Problem description
Without the pictures, set down every line of the data exactly.

>> START Provided data

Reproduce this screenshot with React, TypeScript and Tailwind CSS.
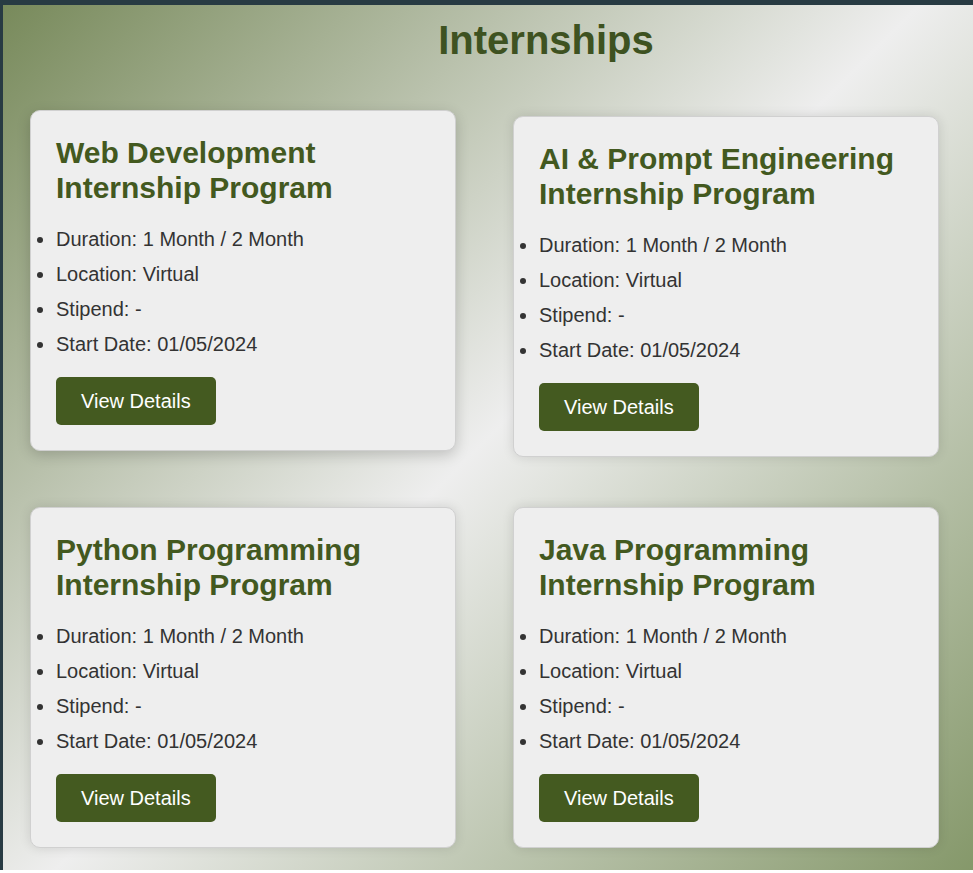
const internships = [
  { title: "Web Development Internship Program", lifted: true },
  { title: "AI & Prompt Engineering Internship Program", lifted: false },
  { title: "Python Programming Internship Program", lifted: false },
  { title: "Java Programming Internship Program", lifted: false },
];

function InternshipCard({ title, lifted }: { title: string; lifted: boolean }) {
  return (
    <div
      className={
        lifted
          ? "-translate-y-[6px] rounded-[10px] border border-[#d0d0d0] bg-[#eeeeee] p-[25px] shadow-[0_4px_14px_rgba(0,0,0,0.18)]"
          : "rounded-[10px] border border-[#d0d0d0] bg-[#eeeeee] p-[25px] shadow-[0_0_12px_rgba(0,0,0,0.12)]"
      }
    >
      <h2 className="mb-[23px] text-[30px] font-bold leading-[34.5px] text-[#43591f]">{title}</h2>
      <ul className="mb-[21px] list-disc text-[20px] leading-[23px] text-[#333333]">
        <li className="mb-[12px]">Duration: 1 Month / 2 Month</li>
        <li className="mb-[12px]">Location: Virtual</li>
        <li className="mb-[12px]">Stipend: -</li>
        <li className="mb-[12px]">Start Date: 01/05/2024</li>
      </ul>
      <button className="rounded-[5px] bg-[#445a20] px-[25px] py-[12.5px] text-[20px] leading-[23px] text-white">
        View Details
      </button>
    </div>
  );
}

export default function App() {
  return (
    <div className="font-['Liberation_Sans',Arial,sans-serif]">
      <div className="h-[870px] border-l-[3px] border-t-[5px] border-[#283b43] bg-[linear-gradient(135deg,#788a5b_0%,#eeeeee_50%,#85986a_100%)]">
        <h1 className="pl-[116px] pt-[12px] text-center text-[40px] font-bold leading-[46px] text-[#3e5221]">
          Internships
        </h1>
        <div className="mt-[53px] grid grid-cols-[426px_426px] gap-x-[57px] gap-y-[50px] pl-[27px]">
          {internships.map((item) => (
            <InternshipCard key={item.title} title={item.title} lifted={item.lifted} />
          ))}
        </div>
      </div>
    </div>
  );
}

>> END Provided data

Exercise response
Reproduce this screenshot with React, TypeScript and Tailwind CSS.
const internships = [
  { title: "Web Development Internship Program", lifted: true },
  { title: "AI & Prompt Engineering Internship Program", lifted: false },
  { title: "Python Programming Internship Program", lifted: false },
  { title: "Java Programming Internship Program", lifted: false },
];

function InternshipCard({ title, lifted }: { title: string; lifted: boolean }) {
  return (
    <div
      className={
        lifted
          ? "-translate-y-[6px] rounded-[10px] border border-[#d0d0d0] bg-[#eeeeee] p-[25px] shadow-[0_4px_14px_rgba(0,0,0,0.18)]"
          : "rounded-[10px] border border-[#d0d0d0] bg-[#eeeeee] p-[25px] shadow-[0_0_12px_rgba(0,0,0,0.12)]"
      }
    >
      <h2 className="mb-[23px] text-[30px] font-bold leading-[34.5px] text-[#43591f]">{title}</h2>
      <ul className="mb-[21px] list-disc text-[20px] leading-[23px] text-[#333333]">
        <li className="mb-[12px]">Duration: 1 Month / 2 Month</li>
        <li className="mb-[12px]">Location: Virtual</li>
        <li className="mb-[12px]">Stipend: -</li>
        <li className="mb-[12px]">Start Date: 01/05/2024</li>
      </ul>
      <button className="rounded-[5px] bg-[#445a20] px-[25px] py-[12.5px] text-[20px] leading-[23px] text-white">
        View Details
      </button>
    </div>
  );
}

export default function App() {
  return (
    <div className="font-['Liberation_Sans',Arial,sans-serif]">
      <div className="h-[870px] border-l-[3px] border-t-[5px] border-[#283b43] bg-[linear-gradient(135deg,#788a5b_0%,#eeeeee_50%,#85986a_100%)]">
        <h1 className="pl-[116px] pt-[12px] text-center text-[40px] font-bold leading-[46px] text-[#3e5221]">
          Internships
        </h1>
        <div className="mt-[53px] grid grid-cols-[426px_426px] gap-x-[57px] gap-y-[50px] pl-[27px]">
          {internships.map((item) => (
            <InternshipCard key={item.title} title={item.title} lifted={item.lifted} />
          ))}
        </div>
      </div>
    </div>
  );
}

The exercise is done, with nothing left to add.